In part, U.S. officials simply don’t have many tools. President Obama has made it clear he doesn’t care for the costly, often-failed reconstruction projects that were a hallmark of the Bush administration’s Iraq policy. That leaves precious few carrots for Americans. Maliki, according to several of his aides, also thinks that Washington is so eager to prevent him from aligning with Iran that it won’t bicker with him about his treatment of political rivals, human-rights activists, or journalists. Moreover, Iraq has no history of democracy: It has been ruled, for decades, by despots who took power by deposing (and often killing) their predecessors; it’s possible that any Iraqi leader would have turned out to be an autocrat in the Maliki mold.

And things could always be worse. Maliki’s security apparatus hasn’t turned its full firepower on Iraqi civilians. Although rival politicians are being harassed and imprisoned, they aren’t being shot or beaten to death. Public protests are permitted and generally pass without violence. Some Iraqi newspapers and television stations have been shuttered after criticizing the government, but others remain open, if chastened.

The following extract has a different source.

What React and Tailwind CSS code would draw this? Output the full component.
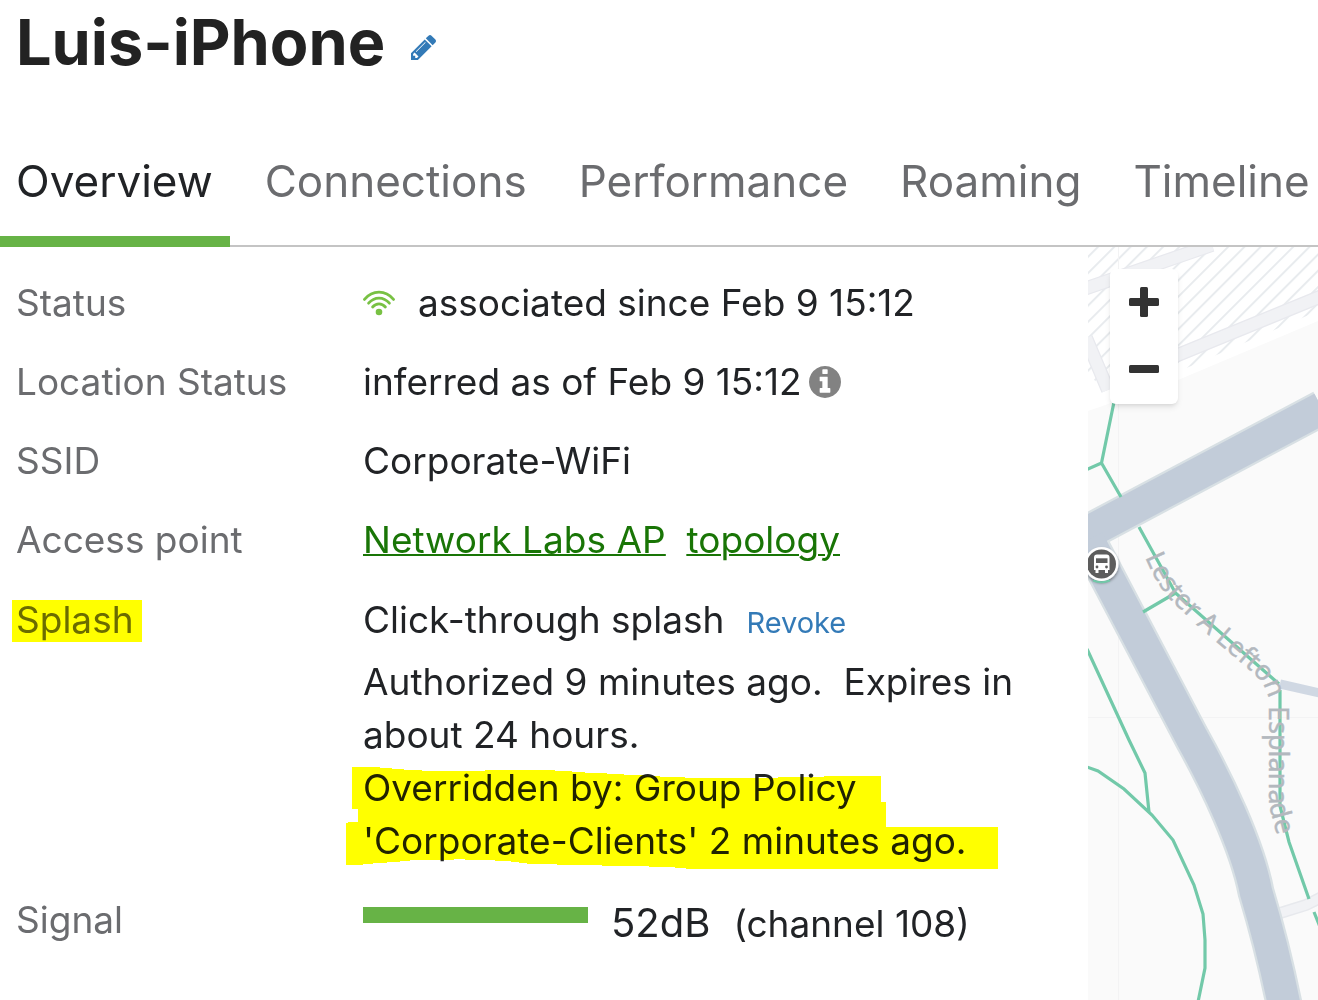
import React from "react";

const tabs = ["Overview", "Connections", "Performance", "Roaming", "Timeline"];

function PencilIcon() {
  return (
    <svg viewBox="0 -1387 1515 1515" className="size-[25px] fill-[#337ab7]" aria-hidden="true">
      <path
        transform="scale(1 -1)"
        d="M363 0l91 91l-235 235l-91 -91v-107h128v-128h107zM886 928q0 22 -22 22q-10 0 -17 -7l-542 -542q-7 -7 -7 -17q0 -22 22 -22q10 0 17 7l542 542q7 7 7 17zM832 1120l416 -416l-832 -832h-416v416zM1515 1024q0 -53 -37 -90l-166 -166l-416 416l166 165q36 38 90 38q53 0 91 -38l235 -234q37 -39 37 -91z"
      />
    </svg>
  );
}

function InfoIcon() {
  return (
    <svg viewBox="0 -1408 1536 1536" className="size-8 fill-[#828282]" aria-hidden="true">
      <path
        transform="scale(1 -1)"
        d="M1024 160v160q0 14 -9 23t-23 9h-96v512q0 14 -9 23t-23 9h-320q-14 0 -23 -9t-9 -23v-160q0 -14 9 -23t23 -9h96v-320h-96q-14 0 -23 -9t-9 -23v-160q0 -14 9 -23t23 -9h448q14 0 23 9t9 23zM896 1056v160q0 14 -9 23t-23 9h-192q-14 0 -23 -9t-9 -23v-160q0 -14 9 -23t23 -9h192q14 0 23 9t9 23zM1536 640q0 -209 -103 -385.5t-279.5 -279.5t-385.5 -103t-385.5 103t-279.5 279.5t-103 385.5t103 385.5t279.5 279.5t385.5 103t385.5 -103t279.5 -279.5t103 -385.5z"
      />
    </svg>
  );
}

function WifiIcon() {
  return (
    <svg viewBox="0 0 32 26" className="h-[26px] w-8" fill="none" stroke="#78c143" strokeWidth="2.8" strokeLinecap="round" aria-hidden="true">
      <path d="M1.5 9.400C9.500-.2 22.500-.2 30.500 9.400" />
      <path d="M5.600 13.200C11.500 6.400 20.500 6.400 26.400 13.200" />
      <path d="M9.600 17C13.200 12.800 18.800 12.800 22.400 17" />
      <circle cx="16" cy="22" r="3.300" fill="#78c143" stroke="none" />
    </svg>
  );
}

function HighlightMark() {
  return (
    <svg
      viewBox="346 767 652 103"
      className="pointer-events-none absolute top-[6px] -left-[17px] h-[103px] w-[652px] mix-blend-multiply"
      aria-hidden="true"
    >
      <path
        fill="#ffff00"
        d="M352 767H380V768H392V769H404V770H422V771H485V770H555V771H572V772H585V773H607V774H624V775H645V776H660V777H685V778H778V777H824V776H881V802H886V827H998V869H686V868H675V867H649V866H602V865H557V864H527V863H519V862H511V861H495V860H465V859H454V860H410V861H400V862H387V863H373V864H363V865H346V823H348V822H358V809H352Z"
      />
    </svg>
  );
}

function MapView() {
  return (
    <svg viewBox="1088 247 230 753" preserveAspectRatio="xMinYMin slice" className="absolute inset-0 h-full w-full" role="img" aria-label="Map">
      <defs>
        <pattern id="hatch" width="11.500" height="11.500" patternUnits="userSpaceOnUse" patternTransform="rotate(-45 1088 247)">
          <rect width="11.500" height="2" fill="#e8ebee" />
        </pattern>
        <path id="street" d="M1145 557L1149 566Q1160 590 1175 604L1200 628L1232 655L1252 672Q1266 684 1269 700V796Q1269 808 1272 816L1282 856" />
        <filter id="pinShadow" x="-50%" y="-50%" width="200%" height="200%">
          <feDropShadow dx="0" dy="2" stdDeviation="1.500" floodOpacity=".4" />
        </filter>
      </defs>
      <rect x="1088" y="247" width="230" height="753" fill="#fafafa" />
      <path d="M1088 247H1318V321L1178 380L1088 411Z" fill="#fff" />
      <path d="M1088 247H1318V311L1168 376L1104 392L1088 372Z" fill="url(#hatch)" />
      <path d="M1084 289L1212 245M1168 359L1322 296M1086 338L1108 390" stroke="#e8e9ee" strokeWidth="14" fill="none" />
      <path d="M1084 289L1212 245M1168 359L1322 296M1086 338L1108 390" stroke="#f1f2f5" strokeWidth="11.500" fill="none" />
      <path d="M1118.500 247V1000M1088 717.500H1318" stroke="#f3f3f4" strokeWidth="1" />

      <path d="M1280 684L1320 693" stroke="#d0d8e3" strokeWidth="9" />
      <path d="M1277 914L1306 905L1322 897" stroke="#e7e9ed" strokeWidth="12" fill="none" />
      <path d="M1277 914L1306 905L1322 897" stroke="#f1f2f5" strokeWidth="9" fill="none" />

      <g fill="none" stroke="#d8e0e4" strokeWidth="37">
        <path d="M1080 537L1100 526L1322 408" />
        <path d="M1088 540L1192 738C1216 781 1247 845 1256 892Q1272 945 1284 1004" />
      </g>
      <g fill="none" stroke="#c2ccd9" strokeWidth="32.500">
        <path d="M1080 537L1100 526L1322 408" />
        <path d="M1088 540L1192 738C1216 781 1247 845 1256 892Q1272 945 1284 1004" />
      </g>

      <g fill="none" stroke="#72c9a9" strokeWidth="3.200">
        <path d="M1114 402L1101.500 463L1121 497M1086 470L1101.500 463" />
        <path d="M1139 527L1175.500 593L1279 684M1143 612L1175.500 593M1280 690V806L1289 842L1309 899M1314 912L1320 927" />
        <path d="M1087 649L1129 740L1145 773L1149 812" />
        <path d="M1087 767L1098 771L1124 789L1152 815L1173 840L1194 885L1203 914L1205 940V968L1198 1002" />
      </g>

      <text className="font-['Noto_Sans'] text-[27px]" fill="#b3b8be" stroke="#b3b8be" strokeWidth=".4">
        <textPath href="#street">Lester A Lefton Esplanade</textPath>
      </text>

      <g>
        <circle cx="1101.500" cy="564" r="17" fill="#fff" filter="url(#pinShadow)" />
        <path d="M1093 580.500Q1101.500 584 1110 580.500" fill="none" stroke="#72c9a9" strokeWidth="2" />
        <circle cx="1101.500" cy="564" r="14.500" fill="#5d5d5d" />
        <path fill="#fff" d="M1097 554.500h9.500q3 0 3 3v12.500h-1.500v3h-3v-3h-6.500v3h-3v-3h-1.500v-12.500q0-3 3-3z" />
        <path fill="#5d5d5d" d="M1096 558.300h11.500v4.700h-11.500z" />
        <circle cx="1097" cy="567" r="1.400" fill="#5d5d5d" />
        <circle cx="1106.500" cy="567" r="1.400" fill="#5d5d5d" />
      </g>
    </svg>
  );
}

function Row({ label, children }) {
  return (
    <div className="flex">
      <dt className="w-[347px] shrink-0 text-[#6b6c6f]">{label}</dt>
      <dd className="min-w-0 flex-1">{children}</dd>
    </div>
  );
}

export default function App() {
  return (
    <div className="flex min-h-screen flex-col overflow-hidden bg-white font-['Inter',sans-serif] text-[#212326]">
      <header className="flex items-center gap-[26px] px-4 pt-[2px]">
        <h1 className="text-[63px] leading-[80px] font-bold text-[#222]">Luis-iPhone</h1>
        <button type="button" aria-label="Edit name" className="pt-[10px]">
          <PencilIcon />
        </button>
      </header>

      <nav className="mt-9 flex gap-[19px] border-b-2 border-[#c4c4c4] text-[44px] leading-[52px] whitespace-nowrap">
        {tabs.map((tab, i) => (
          <a
            key={tab}
            href={"#" + tab.toLowerCase()}
            aria-current={i === 0 ? "page" : undefined}
            className={
              i === 0
                ? "-mb-0.5 border-b-[11px] border-[#67b346] pt-[37px] pr-[17px] pb-[29px] pl-4"
                : "pt-[37px] pr-[17px] pl-4 text-[#6b6c6f]"
            }
          >
            {tab}
          </a>
        ))}
      </nav>

      <main className="flex flex-1">
        <dl className="flex min-w-0 flex-1 flex-col gap-[26px] px-4 pt-[29px] pr-10 pb-8 text-[37px] leading-[53px]">
          <Row label="Status">
            <span className="flex items-center gap-[23px]">
              <WifiIcon />
              associated since Feb 9 15:12
            </span>
          </Row>
          <Row label="Location Status">
            <span className="flex items-center gap-[7px]">
              inferred as of Feb 9 15:12
              <button type="button" aria-label="Location information">
                <InfoIcon />
              </button>
            </span>
          </Row>
          <Row label="SSID">Corporate-WiFi</Row>
          <Row label="Access point">
            <span className="flex gap-[21px] text-[#197506] underline decoration-2">
              <a href="#access-point">Network Labs AP</a>
              <a href="#topology">topology</a>
            </span>
          </Row>
          <Row
            label={
              <span className="relative leading-[56px]">
                Splash
                <span className="pointer-events-none absolute top-[3px] -right-2 -left-1 h-[42px] bg-[#ffff00] mix-blend-multiply" />
              </span>
            }
          >
            <div className="mb-1 flex items-baseline gap-[22px] leading-[56px]">
              Click-through splash
              <button type="button" className="text-[29px] text-[#337ab7]">
                Revoke
              </button>
            </div>
            <p>Authorized 9 minutes ago.&nbsp; Expires in about 24 hours.</p>
            <p className="relative">
              Overridden by: Group Policy 'Corporate-Clients' 2 minutes ago.
              <HighlightMark />
            </p>
          </Row>
          <Row label="Signal">
            <div className="flex items-start gap-[23px]">
              <div className="mt-[14px] h-4 w-[225px] bg-[#67b346]" role="img" aria-label="Signal strength" />
              <div className="flex items-baseline gap-[23px] pt-[3px]">
                <span className="text-[40px]">52dB</span>
                <span>(channel 108)</span>
              </div>
            </div>
          </Row>
        </dl>

        <aside className="relative w-[230px] shrink-0 overflow-hidden">
          <MapView />
          <div className="absolute top-[22px] left-[22px] flex w-[68px] flex-col rounded-md bg-white shadow-md">
            <button type="button" aria-label="Zoom in" className="flex h-[65px] items-center justify-center">
              <svg viewBox="0 0 30 30" className="size-[30px] fill-[#333]" aria-hidden="true">
                <rect x="0" y="11" width="30" height="8" rx="1.500" />
                <rect x="11" y="0" width="8" height="30" rx="1.500" />
              </svg>
            </button>
            <button type="button" aria-label="Zoom out" className="flex h-[70px] items-center justify-center">
              <svg viewBox="0 0 30 30" className="size-[30px] fill-[#333]" aria-hidden="true">
                <rect x="0" y="11" width="30" height="8" rx="1.500" />
              </svg>
            </button>
          </div>
        </aside>
      </main>
    </div>
  );
}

Yet if Maliki is no Saddam, even his closest allies concede that he is also no democrat. “No one from the religious parties believes in democracy,” a close Maliki adviser says, speaking anonymously to avoid retribution. “They believe in democratic means as a way of getting power. Sunni or Shia, they talk about believing in democratic means, but they never talk about believing in democracy itself.”

And that may be the most dispiriting development of all. Americans once talked of turning Iraq into a functioning democracy that could inspire other Arab nations—the “demonstration effect,” they called it. Instead, the reverse is happening. Iraq is absorbing a lesson from neighboring Syria: Prime Minister Nuri Kamal al-Maliki seems determined to hold onto power by any means necessary. A succession of authoritarian strongmen has long ruled the country. With U.S. influence at an all-time low, Maliki looks like the next in line.